◆ WHAT YOU ARE ASKED TO DO
Copy exactly the lines that run from the top of the listing to the line containing "FILE: index.html", both ends included, and omit the pictures.

-- -- --

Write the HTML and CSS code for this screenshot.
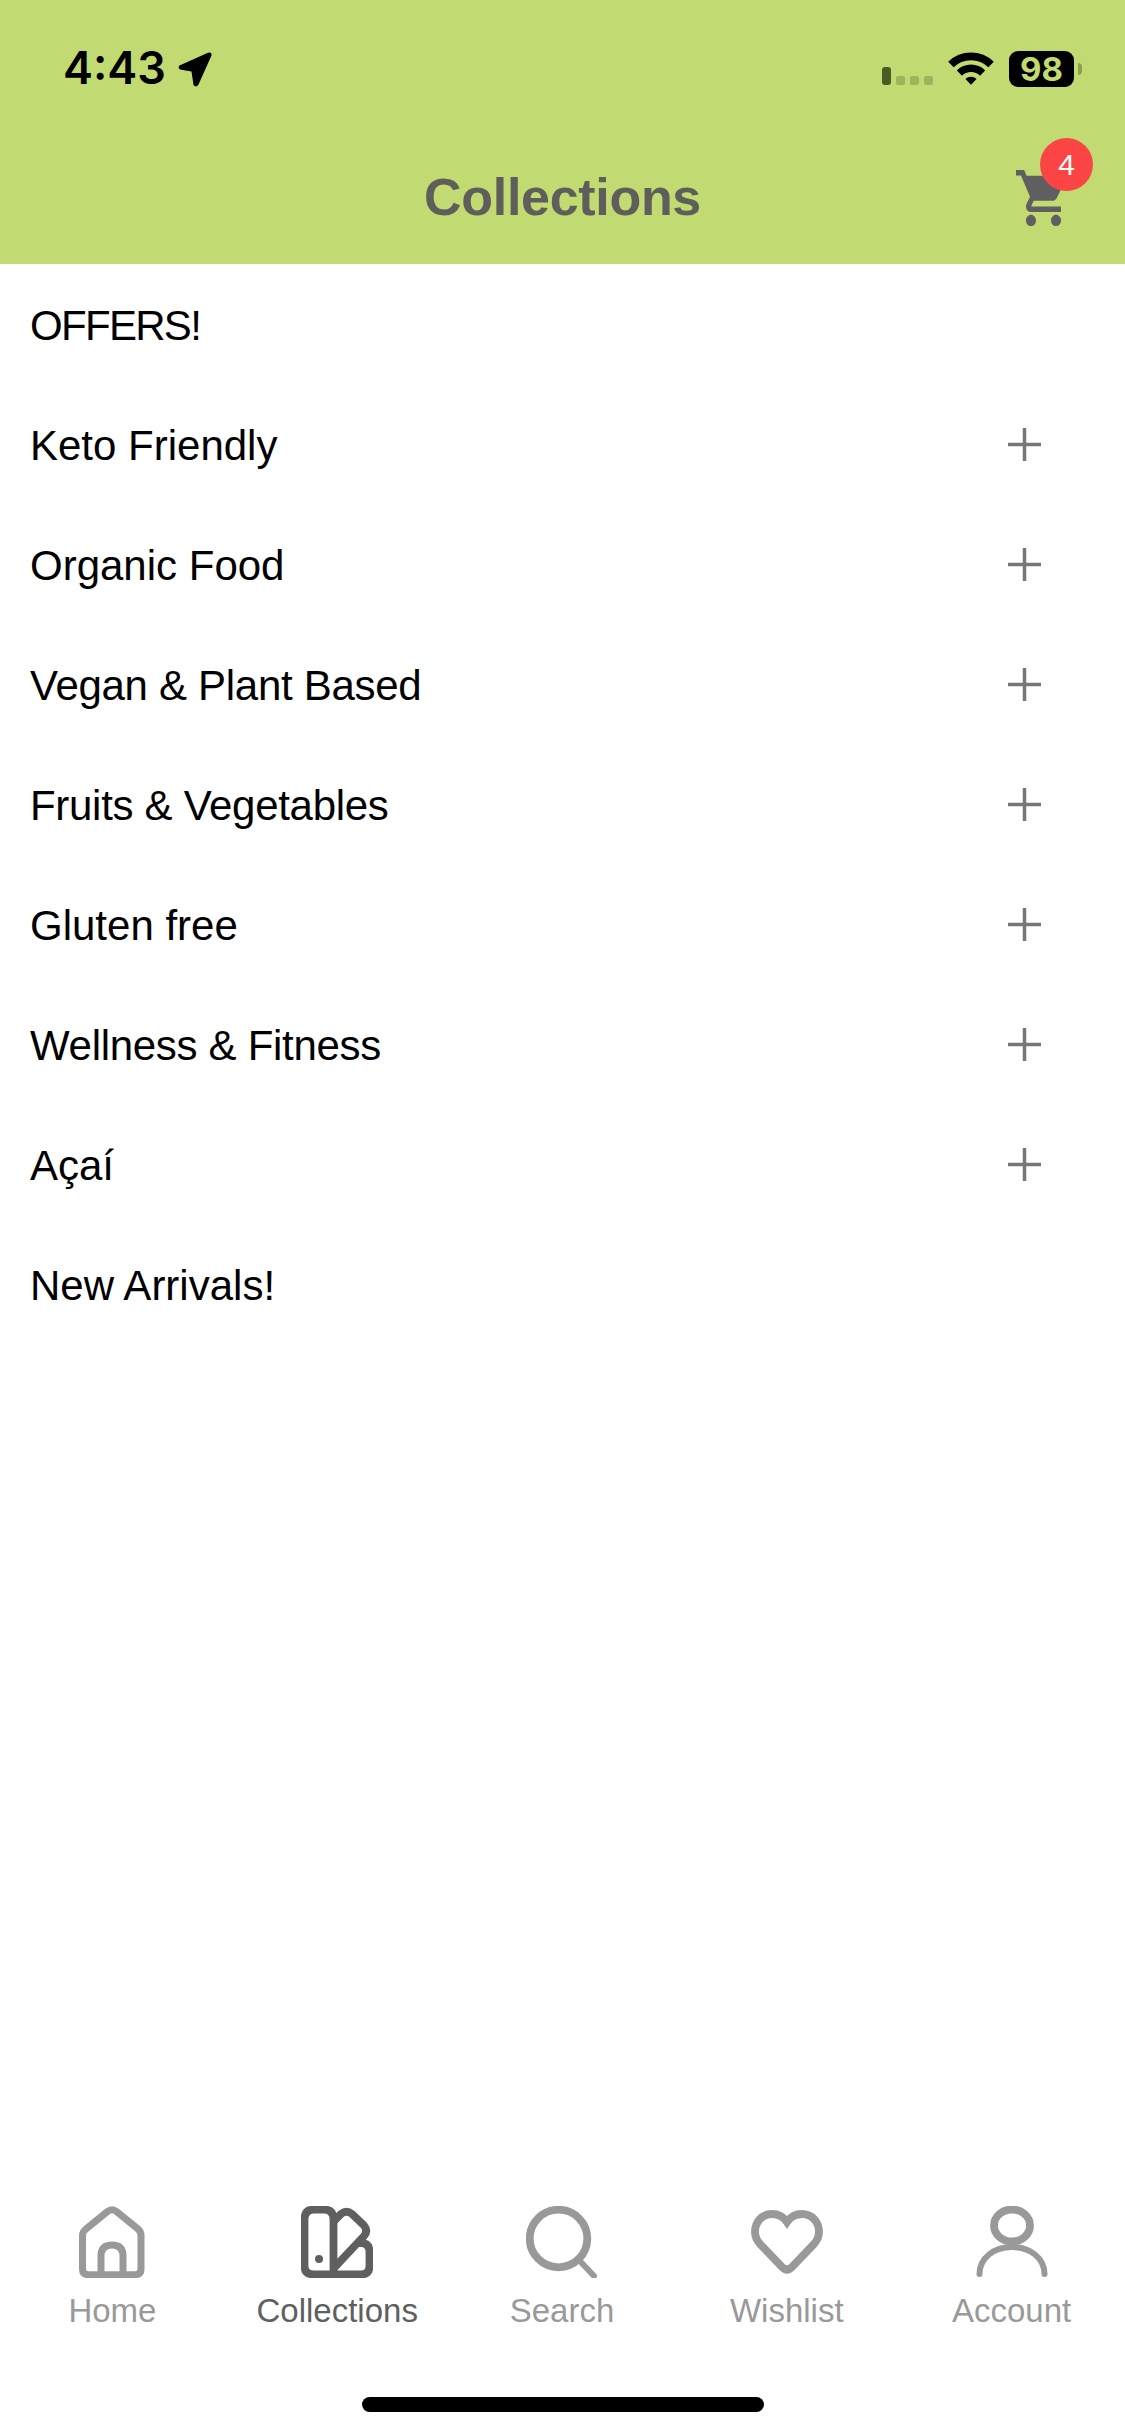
FILE: index.html

```html
<!DOCTYPE html>
<html>
<head>
    <meta charset="utf-8">
    <title>Collections</title>
    <link rel="stylesheet" href="styles.css">
</head>
<body>
<div class="page">
    <header class="header">
        <div class="status-bar">
            <div class="status-left">
                <span class="time">4:43</span>
                <svg class="location" viewBox="0 0 35 35"><path d="M2.5 13.5 L31 .8 Q35 -.5 34.5 3.5 L21.5 32.5 Q19 36 16.5 33 L14.5 19.5 L3 17.5 Q.5 15.5 2.5 13.5Z"/></svg>
            </div>
            <div class="status-right">
                <div class="signal">
                    <span class="signal-bar"></span>
                    <span class="signal-dot"></span>
                    <span class="signal-dot"></span>
                    <span class="signal-dot"></span>
                </div>
                <svg class="wifi" viewBox="-.5 0 47 33"><path d="M-.3 9.7A33 33 0 0 1 46.3 9.7L40.7 15.3A25 25 0 0 0 5.3 15.3Z"/><path d="M8.5 18.5A20.5 20.5 0 0 1 37.5 18.5L32.2 23.8A13 13 0 0 0 13.8 23.8Z"/><path d="M17.3 27.3A8 8 0 0 1 28.7 27.3L23 33Z"/></svg>
                <div class="battery">
                    <span class="battery-body">98</span>
                    <span class="battery-cap"></span>
                </div>
            </div>
        </div>
        <div class="nav">
            <h1 class="nav-title">Collections</h1>
            <div class="cart">
                <svg class="cart-icon" viewBox="1 2 20 20" preserveAspectRatio="none"><path d="M7 18c-1.1 0-1.99.9-1.99 2S5.9 22 7 22s2-.9 2-2-.9-2-2-2zM1 2v2h2l3.6 7.59-1.35 2.45c-.16.28-.25.61-.25.96 0 1.1.9 2 2 2h12v-2H7.42c-.14 0-.25-.11-.25-.25l.03-.12.9-1.63h7.45c.75 0 1.41-.41 1.75-1.03l3.58-6.47c.08-.14.12-.31.12-.48 0-.55-.45-1-1-1H5.21l-.94-2H1zm16 16c-1.1 0-1.99.9-1.99 2s.89 2 1.99 2 2-.9 2-2-.9-2-2-2z"/></svg>
                <span class="cart-badge">4</span>
            </div>
        </div>
    </header>

    <main class="list">
        <div class="row row-caps"><span>OFFERS!</span></div>
        <div class="row"><span>Keto Friendly</span><svg class="plus" viewBox="0 0 33 33"><path d="M0 16.5H33M16.5 0V33"/></svg></div>
        <div class="row"><span>Organic Food</span><svg class="plus" viewBox="0 0 33 33"><path d="M0 16.5H33M16.5 0V33"/></svg></div>
        <div class="row row-amp"><span>Vegan &amp; Plant Based</span><svg class="plus" viewBox="0 0 33 33"><path d="M0 16.5H33M16.5 0V33"/></svg></div>
        <div class="row row-amp"><span>Fruits &amp; Vegetables</span><svg class="plus" viewBox="0 0 33 33"><path d="M0 16.5H33M16.5 0V33"/></svg></div>
        <div class="row"><span>Gluten free</span><svg class="plus" viewBox="0 0 33 33"><path d="M0 16.5H33M16.5 0V33"/></svg></div>
        <div class="row row-amp"><span>Wellness &amp; Fitness</span><svg class="plus" viewBox="0 0 33 33"><path d="M0 16.5H33M16.5 0V33"/></svg></div>
        <div class="row"><span>Açaí</span><svg class="plus" viewBox="0 0 33 33"><path d="M0 16.5H33M16.5 0V33"/></svg></div>
        <div class="row"><span>New Arrivals!</span></div>
    </main>

    <footer class="tabbar">
        <nav class="tabs">
            <div class="tab">
                <svg class="tab-icon" viewBox="0 0 72 72"><path d="M31.5 5.5 L10 23 Q6.5 25.5 6.5 29.5 V63 Q6.5 68.7 12.5 68.7 H59 Q65 68.7 65 63 V29.5 Q65 25.5 62 23 L40.5 5.5 Q36 2 31.5 5.5Z"/><path d="M25 69 V50 Q25 39 36 39 Q47 39 47 50 V69"/></svg>
                <span class="tab-label">Home</span>
            </div>
            <div class="tab active">
                <svg class="tab-icon icon-heavy" viewBox="0 0 72 72"><path d="M3.5 13 Q3.5 3.5 13 3.5 H23 Q32.5 3.5 32.5 13 V68.5 H13 Q3.5 68.5 3.5 60Z"/><path d="M33 15 L40 8 Q45.5 3.5 51 8 L63 19.5 Q67.5 25 63 30 L33 62"/><path d="M58 37 H60 Q68.5 37 68.5 46 V60 Q68.5 68.5 60 68.5 H33"/><circle class="dot" cx="18" cy="53" r="4"/></svg>
                <span class="tab-label">Collections</span>
            </div>
            <div class="tab">
                <svg class="tab-icon icon-heavy" viewBox="0 0 72 72"><circle cx="32.5" cy="32.5" r="28.8"/><path class="thin" d="M53 54 L68 70"/></svg>
                <span class="tab-label">Search</span>
            </div>
            <div class="tab">
                <svg class="tab-icon icon-heavy" viewBox="0 0 72 72"><path d="M36 16 C32 10 27 8 21 8 C11 8 4 16 4 26 C4 31 5.5 34 9 38 L31 61 Q36 66 41 61 L63 38 C66.5 34 68 31 68 26 C68 16 61 8 51 8 C45 8 40 10 36 16Z"/></svg>
                <span class="tab-label">Wishlist</span>
            </div>
            <div class="tab">
                <svg class="tab-icon icon-heavy" viewBox="0 0 72 72"><ellipse cx="36" cy="19.5" rx="18" ry="16"/><path class="thin" d="M3.5 68 C3.5 52 18 41 36 41 C54 41 68.5 52 68.5 68"/></svg>
                <span class="tab-label">Account</span>
            </div>
        </nav>
        <div class="home-indicator"></div>
    </footer>
</div>
</body>
</html>
```

FILE: styles.css

```css
body {
    margin: 0;
    background: #fff;
    font-family: "Liberation Sans", Arial, sans-serif;
    color: #000;
}
.page {
    display: flex;
    flex-direction: column;
    height: 2436px;
    overflow: hidden;
}
.header {
    background: #c1db72;
    height: 264px;
    flex: none;
}
.status-bar {
    height: 132px;
    display: flex;
    justify-content: space-between;
    align-items: flex-start;
    padding: 0 43px 0 63px;
    box-sizing: border-box;
}
.status-left {
    display: flex;
    align-items: flex-start;
    gap: 11px;
    padding-top: 50px;
}
.time {
    font-family: Inter, "Liberation Sans", sans-serif;
    font-weight: 600;
    font-size: 45px;
    line-height: 35px;
}
.location {
    width: 35px;
    height: 35px;
    margin-top: 2px;
}
.status-right {
    display: flex;
    align-items: flex-start;
    padding-top: 51px;
}
.signal {
    display: flex;
    align-items: flex-end;
    gap: 5px;
    height: 34px;
    margin-right: 15px;
}
.signal-bar {
    width: 9px;
    height: 18px;
    border-radius: 3px;
    background: #4c5a24;
}
.signal-dot {
    width: 9px;
    height: 9px;
    border-radius: 2px;
    background: #9db35c;
}
.wifi {
    width: 46px;
    height: 33px;
    margin-right: 15px;
    margin-top: 1px;
}
.battery {
    display: flex;
    align-items: center;
}
.battery-body {
    width: 65px;
    height: 36px;
    border-radius: 9px;
    background: #000;
    color: #c1db72;
    font-family: Inter, "Liberation Sans", sans-serif;
    font-weight: 700;
    font-size: 33px;
    line-height: 36px;
    text-align: center;
}
.battery-cap {
    width: 4px;
    height: 12px;
    margin-left: 4px;
    border-radius: 0 6px 6px 0;
    background: #8c9f4f;
}
.nav {
    height: 132px;
    display: flex;
    justify-content: center;
    align-items: center;
    position: relative;
}
.nav-title {
    margin: 0 0 3px;
    font-size: 52px;
    font-weight: 700;
    letter-spacing: -0.3px;
    color: #5e5f5a;
}
.cart {
    position: absolute;
    right: 59px;
    top: 38px;
    width: 50px;
    height: 56px;
}
.cart-icon {
    display: block;
    width: 50px;
    height: 56px;
    fill: #5f5f5f;
}
.cart-badge {
    position: absolute;
    left: 24px;
    top: -32px;
    width: 53px;
    height: 53px;
    border-radius: 50%;
    background: #fb4444;
    color: #fff;
    font-size: 30px;
    line-height: 53px;
    text-align: center;
}
.list {
    flex: 1;
}
.row {
    height: 120px;
    display: flex;
    justify-content: space-between;
    align-items: center;
    padding: 0 84px 0 30px;
    font-size: 42px;
}
.row span {
    margin-top: 3px;
}
.row-caps {
    letter-spacing: -1.7px;
}
.row-amp {
    letter-spacing: -0.3px;
}
.plus {
    width: 33px;
    height: 33px;
    fill: none;
    stroke: #777;
    stroke-width: 3.5;
}
.tabbar {
    flex: none;
    height: 230px;
    display: flex;
    flex-direction: column;
    align-items: center;
}
.tabs {
    display: flex;
    width: 100%;
    padding-right: 1px;
    box-sizing: border-box;
}
.tab {
    flex: 1;
    display: flex;
    flex-direction: column;
    align-items: center;
    color: #999;
}
.tab.active {
    color: #5f5f5f;
}
.tab-icon {
    width: 72px;
    height: 72px;
    fill: none;
    stroke: currentColor;
    stroke-width: 7;
}
.icon-heavy {
    stroke-width: 7.8;
}
.tab-icon .dot {
    fill: currentColor;
    stroke: none;
}
.tab-icon .thin {
    stroke-width: 6;
    stroke-linecap: round;
}
.tab-label {
    margin-top: 13px;
    font-size: 33px;
    line-height: 40px;
}
.home-indicator {
    margin-top: auto;
    margin-bottom: 24px;
    width: 402px;
    height: 15px;
    border-radius: 8px;
    background: #000;
}
```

-- -- --

◆ EXERCISE SOLUTION
Write the HTML and CSS code for this screenshot.
FILE: index.html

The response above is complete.